> _Exercise objective_
The data below should be restated word for word, with every picture omitted.

> _Collected data_
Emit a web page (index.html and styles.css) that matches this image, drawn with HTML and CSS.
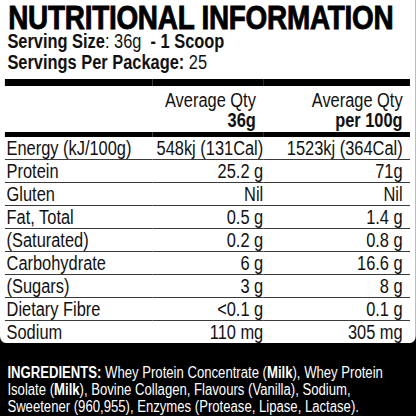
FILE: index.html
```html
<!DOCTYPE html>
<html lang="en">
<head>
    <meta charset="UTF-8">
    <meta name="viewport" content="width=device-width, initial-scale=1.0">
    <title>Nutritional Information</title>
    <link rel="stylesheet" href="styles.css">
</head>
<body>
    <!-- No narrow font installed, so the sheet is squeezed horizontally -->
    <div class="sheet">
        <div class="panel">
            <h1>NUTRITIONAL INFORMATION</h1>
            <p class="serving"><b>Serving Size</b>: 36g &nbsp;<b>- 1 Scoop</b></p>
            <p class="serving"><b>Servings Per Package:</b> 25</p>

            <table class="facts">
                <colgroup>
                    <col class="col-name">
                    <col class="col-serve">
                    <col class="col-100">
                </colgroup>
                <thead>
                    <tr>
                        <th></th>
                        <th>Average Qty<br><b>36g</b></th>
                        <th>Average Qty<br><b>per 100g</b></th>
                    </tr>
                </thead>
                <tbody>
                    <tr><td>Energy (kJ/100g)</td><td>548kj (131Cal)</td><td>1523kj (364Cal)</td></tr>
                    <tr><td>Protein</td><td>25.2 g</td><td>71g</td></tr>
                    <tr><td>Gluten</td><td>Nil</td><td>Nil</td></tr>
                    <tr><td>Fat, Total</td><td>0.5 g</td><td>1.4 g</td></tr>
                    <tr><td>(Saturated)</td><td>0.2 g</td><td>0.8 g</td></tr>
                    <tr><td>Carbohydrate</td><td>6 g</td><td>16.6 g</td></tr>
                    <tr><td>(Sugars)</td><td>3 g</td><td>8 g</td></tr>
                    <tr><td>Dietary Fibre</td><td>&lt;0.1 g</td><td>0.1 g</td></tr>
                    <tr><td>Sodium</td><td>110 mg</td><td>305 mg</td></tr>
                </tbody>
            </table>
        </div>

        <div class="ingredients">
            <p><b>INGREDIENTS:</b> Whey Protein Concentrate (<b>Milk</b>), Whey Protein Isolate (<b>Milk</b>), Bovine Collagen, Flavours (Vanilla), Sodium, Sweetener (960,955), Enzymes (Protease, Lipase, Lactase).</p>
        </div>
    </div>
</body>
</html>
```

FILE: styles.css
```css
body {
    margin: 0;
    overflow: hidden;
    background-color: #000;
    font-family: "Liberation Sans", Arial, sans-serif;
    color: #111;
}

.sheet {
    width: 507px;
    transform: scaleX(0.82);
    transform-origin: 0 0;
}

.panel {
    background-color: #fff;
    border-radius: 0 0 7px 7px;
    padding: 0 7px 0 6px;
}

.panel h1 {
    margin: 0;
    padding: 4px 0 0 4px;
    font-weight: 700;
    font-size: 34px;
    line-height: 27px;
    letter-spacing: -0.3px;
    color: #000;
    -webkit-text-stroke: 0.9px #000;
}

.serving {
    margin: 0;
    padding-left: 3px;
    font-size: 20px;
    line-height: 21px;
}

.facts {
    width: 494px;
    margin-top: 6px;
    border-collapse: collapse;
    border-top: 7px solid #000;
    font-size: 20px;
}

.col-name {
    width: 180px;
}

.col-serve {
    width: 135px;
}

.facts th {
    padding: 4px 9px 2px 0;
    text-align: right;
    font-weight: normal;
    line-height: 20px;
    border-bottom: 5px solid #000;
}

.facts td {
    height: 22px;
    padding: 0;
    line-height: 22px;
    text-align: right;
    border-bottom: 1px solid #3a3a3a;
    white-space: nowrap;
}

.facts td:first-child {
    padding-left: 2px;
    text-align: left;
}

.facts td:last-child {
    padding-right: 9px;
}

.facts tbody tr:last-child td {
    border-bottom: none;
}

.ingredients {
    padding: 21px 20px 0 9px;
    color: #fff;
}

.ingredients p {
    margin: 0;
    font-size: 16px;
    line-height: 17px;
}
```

> _Answer below_
Emit a web page (index.html and styles.css) that matches this image, drawn with HTML and CSS.
FILE: index.html
```html
<!DOCTYPE html>
<html lang="en">
<head>
    <meta charset="UTF-8">
    <meta name="viewport" content="width=device-width, initial-scale=1.0">
    <title>Nutritional Information</title>
    <link rel="stylesheet" href="styles.css">
</head>
<body>
    <!-- No narrow font installed, so the sheet is squeezed horizontally -->
    <div class="sheet">
        <div class="panel">
            <h1>NUTRITIONAL INFORMATION</h1>
            <p class="serving"><b>Serving Size</b>: 36g &nbsp;<b>- 1 Scoop</b></p>
            <p class="serving"><b>Servings Per Package:</b> 25</p>

            <table class="facts">
                <colgroup>
                    <col class="col-name">
                    <col class="col-serve">
                    <col class="col-100">
                </colgroup>
                <thead>
                    <tr>
                        <th></th>
                        <th>Average Qty<br><b>36g</b></th>
                        <th>Average Qty<br><b>per 100g</b></th>
                    </tr>
                </thead>
                <tbody>
                    <tr><td>Energy (kJ/100g)</td><td>548kj (131Cal)</td><td>1523kj (364Cal)</td></tr>
                    <tr><td>Protein</td><td>25.2 g</td><td>71g</td></tr>
                    <tr><td>Gluten</td><td>Nil</td><td>Nil</td></tr>
                    <tr><td>Fat, Total</td><td>0.5 g</td><td>1.4 g</td></tr>
                    <tr><td>(Saturated)</td><td>0.2 g</td><td>0.8 g</td></tr>
                    <tr><td>Carbohydrate</td><td>6 g</td><td>16.6 g</td></tr>
                    <tr><td>(Sugars)</td><td>3 g</td><td>8 g</td></tr>
                    <tr><td>Dietary Fibre</td><td>&lt;0.1 g</td><td>0.1 g</td></tr>
                    <tr><td>Sodium</td><td>110 mg</td><td>305 mg</td></tr>
                </tbody>
            </table>
        </div>

        <div class="ingredients">
            <p><b>INGREDIENTS:</b> Whey Protein Concentrate (<b>Milk</b>), Whey Protein Isolate (<b>Milk</b>), Bovine Collagen, Flavours (Vanilla), Sodium, Sweetener (960,955), Enzymes (Protease, Lipase, Lactase).</p>
        </div>
    </div>
</body>
</html>
```

FILE: styles.css
```css
body {
    margin: 0;
    overflow: hidden;
    background-color: #000;
    font-family: "Liberation Sans", Arial, sans-serif;
    color: #111;
}

.sheet {
    width: 507px;
    transform: scaleX(0.82);
    transform-origin: 0 0;
}

.panel {
    background-color: #fff;
    border-radius: 0 0 7px 7px;
    padding: 0 7px 0 6px;
}

.panel h1 {
    margin: 0;
    padding: 4px 0 0 4px;
    font-weight: 700;
    font-size: 34px;
    line-height: 27px;
    letter-spacing: -0.3px;
    color: #000;
    -webkit-text-stroke: 0.9px #000;
}

.serving {
    margin: 0;
    padding-left: 3px;
    font-size: 20px;
    line-height: 21px;
}

.facts {
    width: 494px;
    margin-top: 6px;
    border-collapse: collapse;
    border-top: 7px solid #000;
    font-size: 20px;
}

.col-name {
    width: 180px;
}

.col-serve {
    width: 135px;
}

.facts th {
    padding: 4px 9px 2px 0;
    text-align: right;
    font-weight: normal;
    line-height: 20px;
    border-bottom: 5px solid #000;
}

.facts td {
    height: 22px;
    padding: 0;
    line-height: 22px;
    text-align: right;
    border-bottom: 1px solid #3a3a3a;
    white-space: nowrap;
}

.facts td:first-child {
    padding-left: 2px;
    text-align: left;
}

.facts td:last-child {
    padding-right: 9px;
}

.facts tbody tr:last-child td {
    border-bottom: none;
}

.ingredients {
    padding: 21px 20px 0 9px;
    color: #fff;
}

.ingredients p {
    margin: 0;
    font-size: 16px;
    line-height: 17px;
}
```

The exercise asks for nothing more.